DIRECTIVE -> The listing below should be printed exactly, every line of it. Skip the pictures.
§
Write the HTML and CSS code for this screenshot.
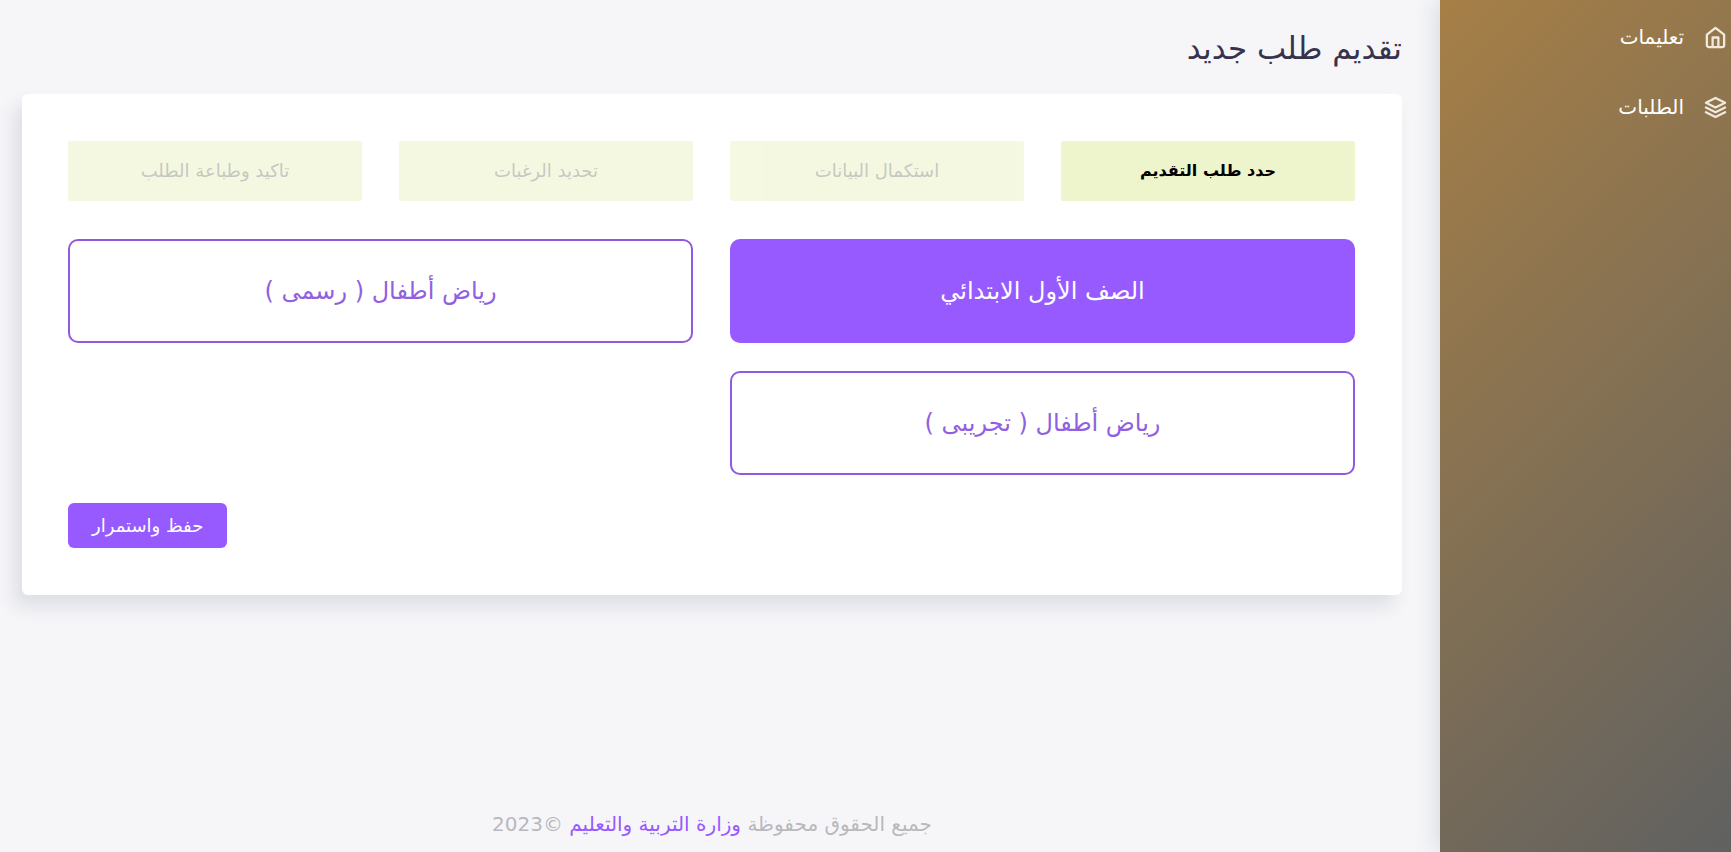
FILE: index.html
```html
<!DOCTYPE html>
<html lang="ar" dir="rtl">
<head>
    <meta charset="UTF-8">
    <meta name="viewport" content="width=device-width, initial-scale=1">
    <title>تقديم طلب جديد</title>
    <link rel="stylesheet" href="styles.css">
</head>
<body>
    <nav class="sidebar">
        <ul class="menu">
            <li>
                <a href="#help" class="menu-link">
                    <svg class="menu-icon" viewBox="0 0 24 24">
                        <path d="M3 9l9-7 9 7v11a2 2 0 0 1-2 2H5a2 2 0 0 1-2-2z"/>
                        <path d="M9 22V12h6v10"/>
                    </svg>
                    <span>تعليمات</span>
                </a>
            </li>
            <li>
                <a href="#requests" class="menu-link">
                    <svg class="menu-icon" viewBox="0 0 24 24">
                        <path d="M12 2L2 7l10 5 10-5-10-5z"/>
                        <path d="M2 17l10 5 10-5"/>
                        <path d="M2 12l10 5 10-5"/>
                    </svg>
                    <span>الطلبات</span>
                </a>
            </li>
        </ul>
    </nav>

    <div class="content">
        <main>
            <h1 class="page-title">تقديم طلب جديد</h1>
            <form class="card">
                <!-- Wizard steps -->
                <ol class="steps">
                    <li class="step active">حدد طلب التقديم</li>
                    <li class="step">استكمال البيانات</li>
                    <li class="step">تحديد الرغبات</li>
                    <li class="step">تاكيد وطباعة الطلب</li>
                </ol>
                <!-- Request type -->
                <div class="options">
                    <button type="button" class="option selected">الصف الأول الابتدائي</button>
                    <button type="button" class="option">رياض أطفال ( رسمى )</button>
                    <button type="button" class="option">رياض أطفال ( تجريبى )</button>
                </div>
                <div class="actions">
                    <button type="submit" class="save-button">حفظ واستمرار</button>
                </div>
            </form>
        </main>
        <footer class="footer">جميع الحقوق محفوظة <a href="#ministry">وزارة التربية والتعليم</a> ©2023</footer>
    </div>
</body>
</html>
```
FILE: styles.css
```css
* {
    box-sizing: border-box;
}

body {
    margin: 0;
    min-height: 100vh;
    display: flex;
    background-color: #f6f6f9;
    font-family: "DejaVu Sans", sans-serif;
    font-size: 18px;
    line-height: 28px;
}

button {
    font-family: inherit;
    cursor: pointer;
}

a {
    text-decoration: none;
}

/* Sidebar */
.sidebar {
    flex: 0 0 291px;
    padding-top: 2px;
    background: linear-gradient(135deg, #a67f46, #606161);
    box-shadow: 0 0 24px 0 rgba(34, 50, 60, 0.18);
}

.menu {
    list-style: none;
    margin: 0;
    padding: 0;
}

.menu-link {
    display: flex;
    align-items: center;
    gap: 20px;
    height: 70px;
    padding: 0 4px;
    font-size: 20px;
    color: #fff;
}

.menu-icon {
    width: 23px;
    height: 23px;
    fill: none;
    stroke: #f2e9dd;
    stroke-width: 2.4;
    stroke-linecap: round;
    stroke-linejoin: round;
}

/* Content */
.content {
    flex: 1;
    display: flex;
    flex-direction: column;
    justify-content: space-between;
    padding: 26px 38px 14px 22px;
}

.page-title {
    margin: 0 0 24px;
    font-size: 31px;
    font-weight: normal;
    line-height: 44px;
    color: #37334c;
}

.card {
    padding: 47px 47px 47px 46px;
    background-color: #fff;
    border-radius: 6px;
    box-shadow: -8px 12px 18px 0 rgba(25, 42, 60, 0.11);
}

.steps {
    list-style: none;
    margin: 0 0 38px;
    padding: 0;
    display: grid;
    grid-template-columns: repeat(4, 1fr);
    gap: 37px;
}

.step {
    padding: 16px;
    background-color: #eef5cd;
    border-radius: 2px;
    text-align: center;
    color: #000;
    opacity: 0.6;
}

.step:not(.active) {
    color: #a0a49a;
}

.step.active {
    font-size: 16px;
    font-weight: bold;
    opacity: 1;
}

.options {
    display: grid;
    grid-template-columns: repeat(2, 1fr);
    gap: 28px 37px;
}

.option {
    height: 104px;
    background-color: #fff;
    border: 2px solid #9059df;
    border-radius: 10px;
    font-size: 24px;
    color: #9060e0;
}

.option.selected {
    background-color: #965aff;
    border-color: #965aff;
    color: #fff;
}

.actions {
    display: flex;
    justify-content: flex-end;
    margin-top: 28px;
}

.save-button {
    height: 45px;
    padding: 0 24px;
    background-color: #965aff;
    border: none;
    border-radius: 6px;
    font-size: 18px;
    color: #fff;
}

.footer {
    font-size: 20px;
    text-align: center;
    color: #b8b8bd;
}

.footer a {
    color: #965aff;
}
```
§
RESULT OF THIS TASK ->
Write the HTML and CSS code for this screenshot.
FILE: index.html
```html
<!DOCTYPE html>
<html lang="ar" dir="rtl">
<head>
    <meta charset="UTF-8">
    <meta name="viewport" content="width=device-width, initial-scale=1">
    <title>تقديم طلب جديد</title>
    <link rel="stylesheet" href="styles.css">
</head>
<body>
    <nav class="sidebar">
        <ul class="menu">
            <li>
                <a href="#help" class="menu-link">
                    <svg class="menu-icon" viewBox="0 0 24 24">
                        <path d="M3 9l9-7 9 7v11a2 2 0 0 1-2 2H5a2 2 0 0 1-2-2z"/>
                        <path d="M9 22V12h6v10"/>
                    </svg>
                    <span>تعليمات</span>
                </a>
            </li>
            <li>
                <a href="#requests" class="menu-link">
                    <svg class="menu-icon" viewBox="0 0 24 24">
                        <path d="M12 2L2 7l10 5 10-5-10-5z"/>
                        <path d="M2 17l10 5 10-5"/>
                        <path d="M2 12l10 5 10-5"/>
                    </svg>
                    <span>الطلبات</span>
                </a>
            </li>
        </ul>
    </nav>

    <div class="content">
        <main>
            <h1 class="page-title">تقديم طلب جديد</h1>
            <form class="card">
                <!-- Wizard steps -->
                <ol class="steps">
                    <li class="step active">حدد طلب التقديم</li>
                    <li class="step">استكمال البيانات</li>
                    <li class="step">تحديد الرغبات</li>
                    <li class="step">تاكيد وطباعة الطلب</li>
                </ol>
                <!-- Request type -->
                <div class="options">
                    <button type="button" class="option selected">الصف الأول الابتدائي</button>
                    <button type="button" class="option">رياض أطفال ( رسمى )</button>
                    <button type="button" class="option">رياض أطفال ( تجريبى )</button>
                </div>
                <div class="actions">
                    <button type="submit" class="save-button">حفظ واستمرار</button>
                </div>
            </form>
        </main>
        <footer class="footer">جميع الحقوق محفوظة <a href="#ministry">وزارة التربية والتعليم</a> ©2023</footer>
    </div>
</body>
</html>
```
FILE: styles.css
```css
* {
    box-sizing: border-box;
}

body {
    margin: 0;
    min-height: 100vh;
    display: flex;
    background-color: #f6f6f9;
    font-family: "DejaVu Sans", sans-serif;
    font-size: 18px;
    line-height: 28px;
}

button {
    font-family: inherit;
    cursor: pointer;
}

a {
    text-decoration: none;
}

/* Sidebar */
.sidebar {
    flex: 0 0 291px;
    padding-top: 2px;
    background: linear-gradient(135deg, #a67f46, #606161);
    box-shadow: 0 0 24px 0 rgba(34, 50, 60, 0.18);
}

.menu {
    list-style: none;
    margin: 0;
    padding: 0;
}

.menu-link {
    display: flex;
    align-items: center;
    gap: 20px;
    height: 70px;
    padding: 0 4px;
    font-size: 20px;
    color: #fff;
}

.menu-icon {
    width: 23px;
    height: 23px;
    fill: none;
    stroke: #f2e9dd;
    stroke-width: 2.4;
    stroke-linecap: round;
    stroke-linejoin: round;
}

/* Content */
.content {
    flex: 1;
    display: flex;
    flex-direction: column;
    justify-content: space-between;
    padding: 26px 38px 14px 22px;
}

.page-title {
    margin: 0 0 24px;
    font-size: 31px;
    font-weight: normal;
    line-height: 44px;
    color: #37334c;
}

.card {
    padding: 47px 47px 47px 46px;
    background-color: #fff;
    border-radius: 6px;
    box-shadow: -8px 12px 18px 0 rgba(25, 42, 60, 0.11);
}

.steps {
    list-style: none;
    margin: 0 0 38px;
    padding: 0;
    display: grid;
    grid-template-columns: repeat(4, 1fr);
    gap: 37px;
}

.step {
    padding: 16px;
    background-color: #eef5cd;
    border-radius: 2px;
    text-align: center;
    color: #000;
    opacity: 0.6;
}

.step:not(.active) {
    color: #a0a49a;
}

.step.active {
    font-size: 16px;
    font-weight: bold;
    opacity: 1;
}

.options {
    display: grid;
    grid-template-columns: repeat(2, 1fr);
    gap: 28px 37px;
}

.option {
    height: 104px;
    background-color: #fff;
    border: 2px solid #9059df;
    border-radius: 10px;
    font-size: 24px;
    color: #9060e0;
}

.option.selected {
    background-color: #965aff;
    border-color: #965aff;
    color: #fff;
}

.actions {
    display: flex;
    justify-content: flex-end;
    margin-top: 28px;
}

.save-button {
    height: 45px;
    padding: 0 24px;
    background-color: #965aff;
    border: none;
    border-radius: 6px;
    font-size: 18px;
    color: #fff;
}

.footer {
    font-size: 20px;
    text-align: center;
    color: #b8b8bd;
}

.footer a {
    color: #965aff;
}
```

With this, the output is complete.